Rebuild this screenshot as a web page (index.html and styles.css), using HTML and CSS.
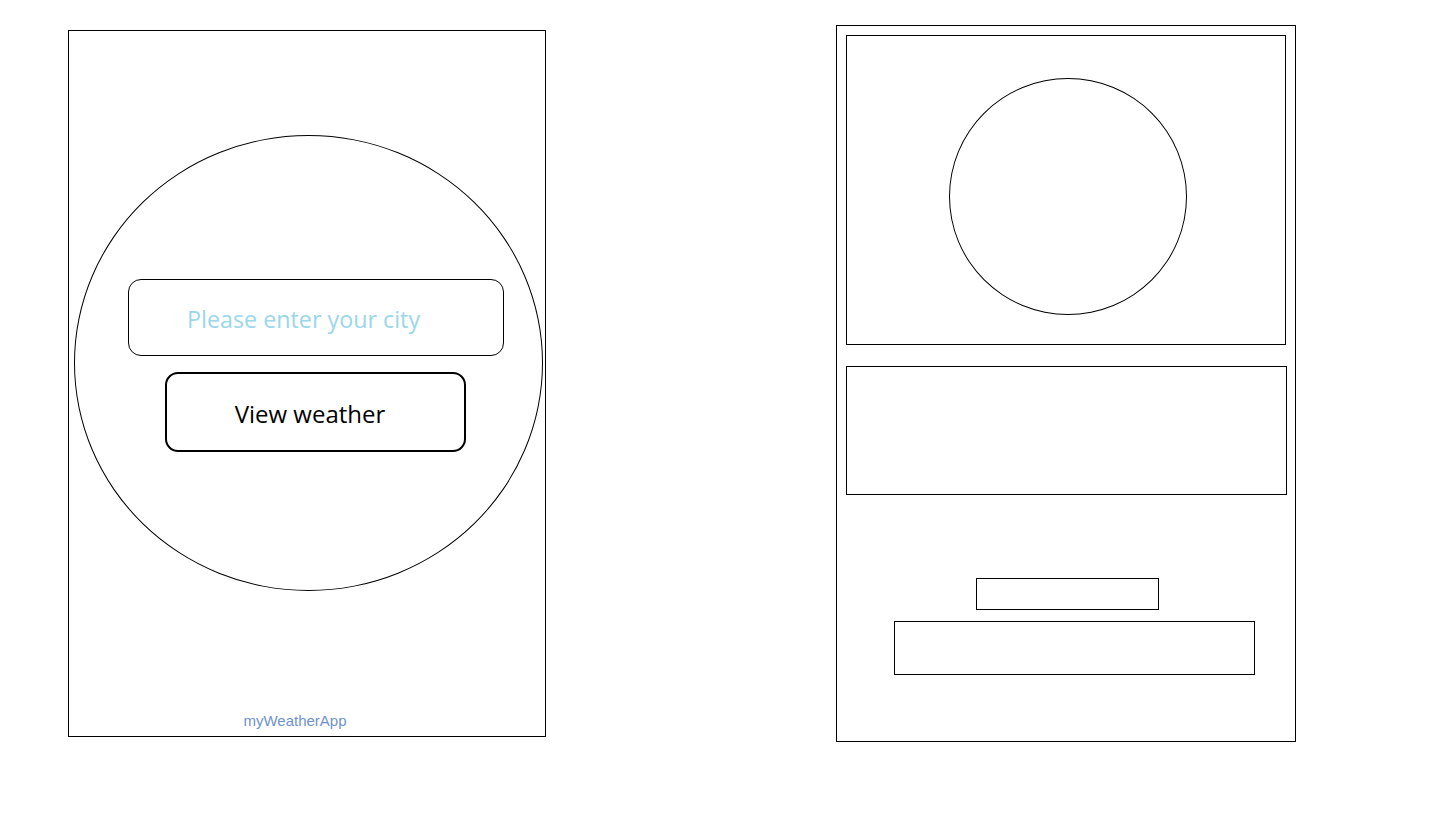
FILE: index.html
```html
<!DOCTYPE html>
<html lang="en">
<head>
<meta charset="utf-8">
<title>myWeatherApp</title>
<link rel="stylesheet" href="styles.css">
</head>
<body>
<div class="page">
  <section class="phone phone-search">
    <div class="search-circle">
      <input class="city-input" type="text" placeholder="Please enter your city">
      <button class="view-btn" type="button">View weather</button>
    </div>
    <footer class="app-name">myWeatherApp</footer>
  </section>

  <section class="phone phone-result">
    <div class="hero-box">
      <div class="icon-circle"></div>
    </div>
    <div class="info-box"></div>
    <div class="small-box"></div>
    <div class="wide-box"></div>
  </section>
</div>
</body>
</html>
```

FILE: styles.css
```css
* { box-sizing: border-box; }
html, body { margin: 0; padding: 0; background: #fff; }
body { font-family: "Open Sans", "Liberation Sans", sans-serif; color: #000; }

.page {
  display: flex;
  align-items: flex-start;
  width: 1442px;
  height: 816px;
}

.phone { border: 1px solid #000; display: flex; flex-direction: column; align-items: flex-start; }

.phone-search {
  margin-left: 68px;
  margin-top: 30px;
  width: 478px;
  height: 707px;
}

.search-circle {
  margin-top: 104px;
  margin-left: 5px;
  width: 469px;
  height: 456px;
  border: 1px solid #000;
  border-radius: 50%;
  display: flex;
  flex-direction: column;
  align-items: center;
  padding-top: 143px;
  padding-left: 15px;
}

.city-input {
  width: 376px;
  height: 77px;
  border: 1px solid #000;
  border-radius: 13px;
  padding: 2px 0 0 58px;
  font-family: "Open Sans", sans-serif;
  font-size: 23.3px;
  color: #000;
  background: #fff;
  outline: none;
}
.city-input::placeholder { color: #9ad7ea; opacity: 1; }

.view-btn {
  margin-top: 16px;
  margin-left: -2px;
  width: 301px;
  height: 80px;
  border: 2px solid #000;
  border-radius: 13px;
  background: #fff;
  font-family: "Open Sans", sans-serif;
  font-size: 24px;
  color: #000;
  padding: 2px 10px 0 0;
}

.app-name {
  margin-top: auto;
  align-self: stretch;
  text-align: center;
  padding: 0 24px 7px 0;
  font-family: "Liberation Sans", Arial, sans-serif;
  font-size: 15px;
  line-height: 17px;
  color: #6f92d0;
}

.phone-result {
  margin-left: 290px;
  margin-top: 25px;
  width: 460px;
  height: 717px;
  padding: 9px 0 0 9px;
}

.hero-box {
  width: 440px;
  height: 310px;
  border: 1px solid #000;
  padding: 42px 0 0 102px;
}
.icon-circle {
  width: 238px;
  height: 237px;
  border: 1px solid #000;
  border-radius: 50%;
}

.info-box {
  margin-top: 21px;
  width: 441px;
  height: 129px;
  border: 1px solid #000;
}

.small-box {
  margin-top: 83px;
  margin-left: 130px;
  width: 183px;
  height: 32px;
  border: 1px solid #000;
}

.wide-box {
  margin-top: 11px;
  margin-left: 48px;
  width: 361px;
  height: 54px;
  border: 1px solid #000;
}
```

───

▶ THE EXERCISE
Return the listing above unchanged, apart from dropping its pictures.

▶ EXERCISE RESULT
Rebuild this screenshot as a web page (index.html and styles.css), using HTML and CSS.
FILE: index.html
```html
<!DOCTYPE html>
<html lang="en">
<head>
<meta charset="utf-8">
<title>myWeatherApp</title>
<link rel="stylesheet" href="styles.css">
</head>
<body>
<div class="page">
  <section class="phone phone-search">
    <div class="search-circle">
      <input class="city-input" type="text" placeholder="Please enter your city">
      <button class="view-btn" type="button">View weather</button>
    </div>
    <footer class="app-name">myWeatherApp</footer>
  </section>

  <section class="phone phone-result">
    <div class="hero-box">
      <div class="icon-circle"></div>
    </div>
    <div class="info-box"></div>
    <div class="small-box"></div>
    <div class="wide-box"></div>
  </section>
</div>
</body>
</html>
```

FILE: styles.css
```css
* { box-sizing: border-box; }
html, body { margin: 0; padding: 0; background: #fff; }
body { font-family: "Open Sans", "Liberation Sans", sans-serif; color: #000; }

.page {
  display: flex;
  align-items: flex-start;
  width: 1442px;
  height: 816px;
}

.phone { border: 1px solid #000; display: flex; flex-direction: column; align-items: flex-start; }

.phone-search {
  margin-left: 68px;
  margin-top: 30px;
  width: 478px;
  height: 707px;
}

.search-circle {
  margin-top: 104px;
  margin-left: 5px;
  width: 469px;
  height: 456px;
  border: 1px solid #000;
  border-radius: 50%;
  display: flex;
  flex-direction: column;
  align-items: center;
  padding-top: 143px;
  padding-left: 15px;
}

.city-input {
  width: 376px;
  height: 77px;
  border: 1px solid #000;
  border-radius: 13px;
  padding: 2px 0 0 58px;
  font-family: "Open Sans", sans-serif;
  font-size: 23.3px;
  color: #000;
  background: #fff;
  outline: none;
}
.city-input::placeholder { color: #9ad7ea; opacity: 1; }

.view-btn {
  margin-top: 16px;
  margin-left: -2px;
  width: 301px;
  height: 80px;
  border: 2px solid #000;
  border-radius: 13px;
  background: #fff;
  font-family: "Open Sans", sans-serif;
  font-size: 24px;
  color: #000;
  padding: 2px 10px 0 0;
}

.app-name {
  margin-top: auto;
  align-self: stretch;
  text-align: center;
  padding: 0 24px 7px 0;
  font-family: "Liberation Sans", Arial, sans-serif;
  font-size: 15px;
  line-height: 17px;
  color: #6f92d0;
}

.phone-result {
  margin-left: 290px;
  margin-top: 25px;
  width: 460px;
  height: 717px;
  padding: 9px 0 0 9px;
}

.hero-box {
  width: 440px;
  height: 310px;
  border: 1px solid #000;
  padding: 42px 0 0 102px;
}
.icon-circle {
  width: 238px;
  height: 237px;
  border: 1px solid #000;
  border-radius: 50%;
}

.info-box {
  margin-top: 21px;
  width: 441px;
  height: 129px;
  border: 1px solid #000;
}

.small-box {
  margin-top: 83px;
  margin-left: 130px;
  width: 183px;
  height: 32px;
  border: 1px solid #000;
}

.wide-box {
  margin-top: 11px;
  margin-left: 48px;
  width: 361px;
  height: 54px;
  border: 1px solid #000;
}
```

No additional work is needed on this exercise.